À qui s’adresse cet essai ? Assurément pas au lecteur novice de la pensée hégélienne. Celui-ci risque de sortir « étourdi » d’une telle lecture exigeante et alourdie par de très nombreux commentaires. En revanche, le lecteur déjà versé dans l’oeuvre de Hegel ou déjà engagé dans un travail exégétique trouvera là un essai stimulant, pour peu qu’il accepte le style d’écriture particulier de l’auteur. Ce même lecteur pourra toutefois déplorer l’absence de véritable effort de la part de l’auteur pour rendre actuelle la pensée du maître. Le travail de Gouin en faveur de Hegel tend en effet ici à se limiter à consolider le caractère « monumental » de son oeuvre, plutôt qu’à faire entrer celle-ci dans un dialogue avec ses successeurs, notamment contemporains.

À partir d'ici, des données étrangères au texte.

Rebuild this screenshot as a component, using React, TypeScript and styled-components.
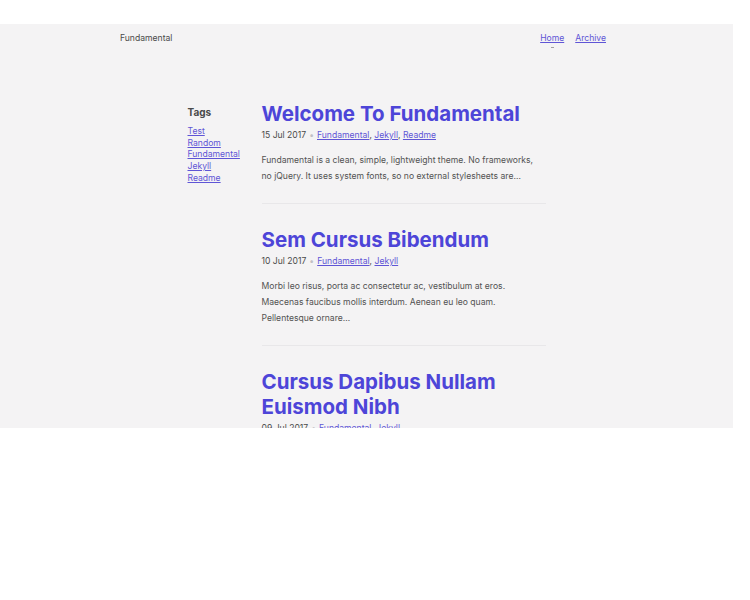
import React from "react";
import styled, { createGlobalStyle } from "styled-components";

const Global = createGlobalStyle`
  html, body { margin: 0; padding: 0; background: #ffffff; }
  body { font-family: Inter, "Noto Sans", sans-serif; }
`;

const Frame = styled.div`
  margin-top: 24px;
  width: 733px;
  height: 404px;
  overflow: hidden;
  background: #f4f3f4;
  color: #4a4a4a;
`;

const Header = styled.header`
  display: flex;
  justify-content: space-between;
  align-items: center;
  width: 486px;
  margin-left: 120px;
  height: 27px;
  font-size: 8.6px;
`;

const Brand = styled.div`
  color: #4a4a4a;
`;

const Nav = styled.nav`
  display: flex;
  gap: 11px;
`;

const NavLink = styled.a<{ $active?: boolean }>`
  position: relative;
  color: #5f55d6;
  text-decoration: underline;
  &::after {
    content: "";
    display: ${(p) => (p.$active ? "block" : "none")};
    position: absolute;
    left: 50%;
    bottom: -5px;
    width: 3px;
    height: 1px;
    margin-left: -1px;
    background: #a0a0a0;
  }
`;

const Layout = styled.div`
  display: grid;
  grid-template-columns: 74px 284px;
  width: 358px;
  margin: 50px auto 0;
`;

const Sidebar = styled.aside`
  padding-top: 4px;
`;

const SideTitle = styled.h3`
  margin: 0 0 7px;
  font-size: 10px;
  font-weight: 700;
  color: #4a4a4a;
  line-height: 14px;
`;

const TagList = styled.div`
  display: flex;
  flex-direction: column;
  align-items: flex-start;
  font-size: 8.6px;
  line-height: 11.7px;
`;

const Link = styled.a`
  color: #5f55d6;
  text-decoration: underline;
`;

const Posts = styled.main`
  display: flex;
  flex-direction: column;
`;

const Post = styled.article<{ $last?: boolean }>`
  padding-bottom: ${(p) => (p.$last ? "0" : "19px")};
  margin-bottom: ${(p) => (p.$last ? "0" : "23px")};
  border-bottom: ${(p) => (p.$last ? "none" : "1px solid #e8e7e9")};
`;

const Title = styled.h2`
  margin: 0;
  font-size: 20.5px;
  line-height: 25px;
  font-weight: 700;
  color: #4d45d8;
`;

const Meta = styled.div`
  margin-top: 2px;
  font-size: 8.6px;
  line-height: 14px;
  color: #4a4a4a;
`;

const Dot = styled.span`
  color: #c2c0c4;
  margin: 0 3px;
`;

const Excerpt = styled.p`
  margin: 10px 0 0;
  font-size: 8.6px;
  line-height: 16px;
  color: #525252;
`;

type PostData = { title: string; date: string; tags: string[]; excerpt: string };

const posts: PostData[] = [
  {
    title: "Welcome To Fundamental",
    date: "15 Jul 2017",
    tags: ["Fundamental", "Jekyll", "Readme"],
    excerpt:
      "Fundamental is a clean, simple, lightweight theme. No frameworks, no jQuery. It uses system fonts, so no external stylesheets are…",
  },
  {
    title: "Sem Cursus Bibendum",
    date: "10 Jul 2017",
    tags: ["Fundamental", "Jekyll"],
    excerpt:
      "Morbi leo risus, porta ac consectetur ac, vestibulum at eros. Maecenas faucibus mollis interdum. Aenean eu leo quam. Pellentesque ornare…",
  },
  {
    title: "Cursus Dapibus Nullam Euismod Nibh",
    date: "09 Jul 2017",
    tags: ["Fundamental", "Jekyll"],
    excerpt: "Donec id elit non mi porta gravida at eget metus.",
  },
];

export default function App() {
  return (
    <>
      <Global />
      <Frame>
        <Header>
          <Brand>Fundamental</Brand>
          <Nav>
            <NavLink $active>Home</NavLink>
            <NavLink>Archive</NavLink>
          </Nav>
        </Header>
        <Layout>
          <Sidebar>
            <SideTitle>Tags</SideTitle>
            <TagList>
              {["Test", "Random", "Fundamental", "Jekyll", "Readme"].map((t) => (
                <Link key={t}>{t}</Link>
              ))}
            </TagList>
          </Sidebar>
          <Posts>
            {posts.map((p, i) => (
              <Post key={p.title} $last={i === posts.length - 1}>
                <Title>{p.title}</Title>
                <Meta>
                  {p.date}
                  <Dot>•</Dot>
                  {p.tags.map((t, j) => (
                    <React.Fragment key={t}>
                      <Link>{t}</Link>
                      {j < p.tags.length - 1 ? ", " : ""}
                    </React.Fragment>
                  ))}
                </Meta>
                <Excerpt>{p.excerpt}</Excerpt>
              </Post>
            ))}
          </Posts>
        </Layout>
      </Frame>
    </>
  );
}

Quoi penser de ce curieux essai ? Par son style, des plus hétéroclites, sa plume recherchée et sa composition bigarrée, Hegel. De la logophonie comme chant du signe ne manque pas d’originalité. La lecture qu’il offre de la pensée hégélienne apparaît éclairante, même si elle peut sembler assez convenue. Sa force réside dans sa capacité à montrer la fluidité du mouvement dialectique qui part de la Raison et qui revient à elle dans une trajectoire complexe marquée de la négativité. On soulignera ainsi la capacité de Gouin, avec le dispositif SNRR qu’il a développé, d’être parvenu à rendre cette fluidité au mouvement dialectique hégélien, que trop souvent, de nombreux commentateurs de l’oeuvre saisissent dans la rigidité d’un procédé mécanique.